8. More communal living
Clare Devereux suggests that in a new city, living accommodation could be smaller with communal kitchens and shared gardens. “Communal eating is a much more sustainable way of eating because obviously you can have economy of scale,” she says.
Co-housing models, like Coyote Crossing in California, share gardens that produce basic herbs and salads for communal kitchens, which Devereux believes is beneficial.
“When people are time poor and you don’t have time to cook every day, but someone is cooking fresh food from scratch in a communal setting, you’re going to get the health benefits,” she says.
9. Retail on a smaller scale
Clare Devereux thinks that local independent shops are beneficial for a new city. “There needs to be provision for smaller units, so it is not all large-scale supermarkets,” she says. “It doesn’t have to be one or the other, the supermarket has a role to play, but if you’re thinking about not driving, and being able to buy things at the point of consumption, you’re going to need smaller shops.”
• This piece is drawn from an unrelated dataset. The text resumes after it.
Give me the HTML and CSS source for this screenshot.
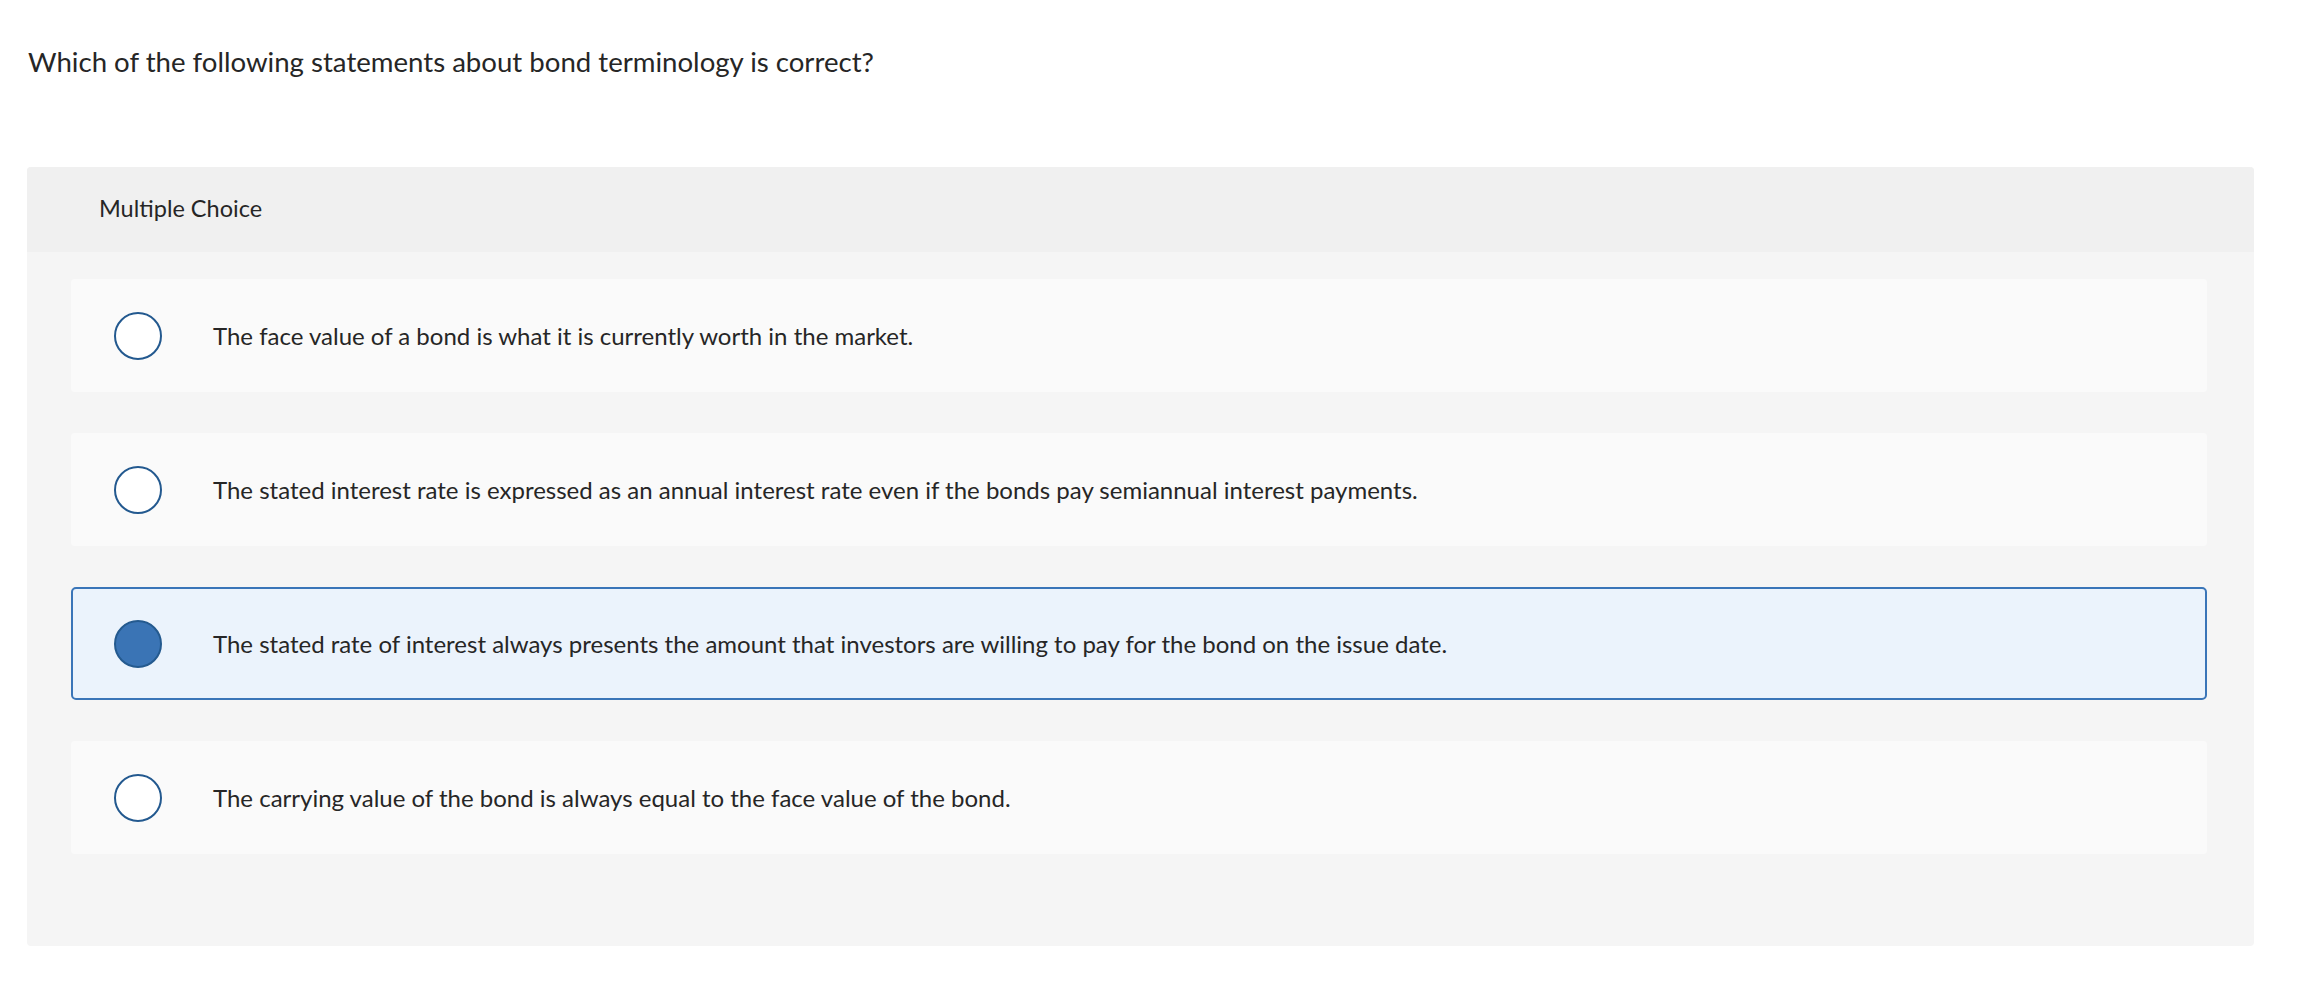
FILE: index.html
```html
<!DOCTYPE html>
<html lang="en">
<head>
  <meta charset="UTF-8" />
  <title>Question</title>
  <link rel="stylesheet" href="styles.css">
</head>
<body>
  <p class="question">Which of the following statements about bond terminology is correct?</p>

  <div class="question-box">
    <div class="box-header">Multiple Choice</div>
    <div class="choices">
      <label class="choice">
        <span class="radio"></span>
        <span class="choice-text">The face value of a bond is what it is currently worth in the market.</span>
      </label>
      <label class="choice">
        <span class="radio"></span>
        <span class="choice-text">The stated interest rate is expressed as an annual interest rate even if the bonds pay semiannual interest payments.</span>
      </label>
      <label class="choice selected">
        <span class="radio"></span>
        <span class="choice-text">The stated rate of interest always presents the amount that investors are willing to pay for the bond on the issue date.</span>
      </label>
      <label class="choice">
        <span class="radio"></span>
        <span class="choice-text">The carrying value of the bond is always equal to the face value of the bond.</span>
      </label>
    </div>
  </div>
</body>
</html>
```

FILE: styles.css
```css
body {
  font-family: 'Lato', 'Liberation Sans', sans-serif;
  margin: 0;
  padding: 0;
  background: #fff;
  color: #262626;
}

.question {
  margin: 0;
  padding: 44px 28px 0;
  font-size: 27.6px;
  line-height: 36px;
}

.question-box {
  margin: 87px 58px 0 27px;
  background: #f5f5f5;
  border-radius: 4px;
  overflow: hidden;
}

.box-header {
  height: 85px;
  line-height: 83px;
  padding-left: 72px;
  background: #f0f0f0;
  font-size: 23.5px;
}

.choices {
  display: flex;
  flex-direction: column;
  gap: 41px;
  padding: 27px 47px 92px 44px;
}

.choice {
  display: flex;
  align-items: center;
  box-sizing: border-box;
  height: 113px;
  padding-left: 41px;
  background: #fafafa;
  border: 2px solid transparent;
  border-radius: 4px;
  cursor: pointer;
}

.choice.selected {
  background: #ebf3fc;
  border-color: #3a75b8;
  border-radius: 5px;
}

.radio {
  flex: none;
  box-sizing: border-box;
  width: 48px;
  height: 48px;
  margin-right: 51px;
  border: 2px solid #23598f;
  border-radius: 50%;
  background: #fff;
}

.selected .radio {
  background: #3a74b5;
  border-color: #245a8f;
}

.choice-text {
  font-size: 24px;
  line-height: 30px;
}
```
“You’d want to have small independent shops because they are going to source locally,” she says. “They provide more jobs and they have a better connection to consumers so there are knock-on social benefits.”
10. Waste management
Sustainability is essential for a modern city, which means better waste management. “The idea is that people are cooking fresh, seasonal food from scratch, and that means – by default – they’re buying fresh produce, which shouldn’t need to be packaged,” says Clare Devereux.
“There is always unavoidable waste in the food system and that would be composted as much as possible and kept within the city,” she adds. “If you have got provision for food growing, you’ve got outlets for the result of the composting without it having to be moved around.” This could mean de-regulating food waste disposal to allow residents to converse resources by feeding leftovers to local livestock.
This post has been updated on 05 April 2019.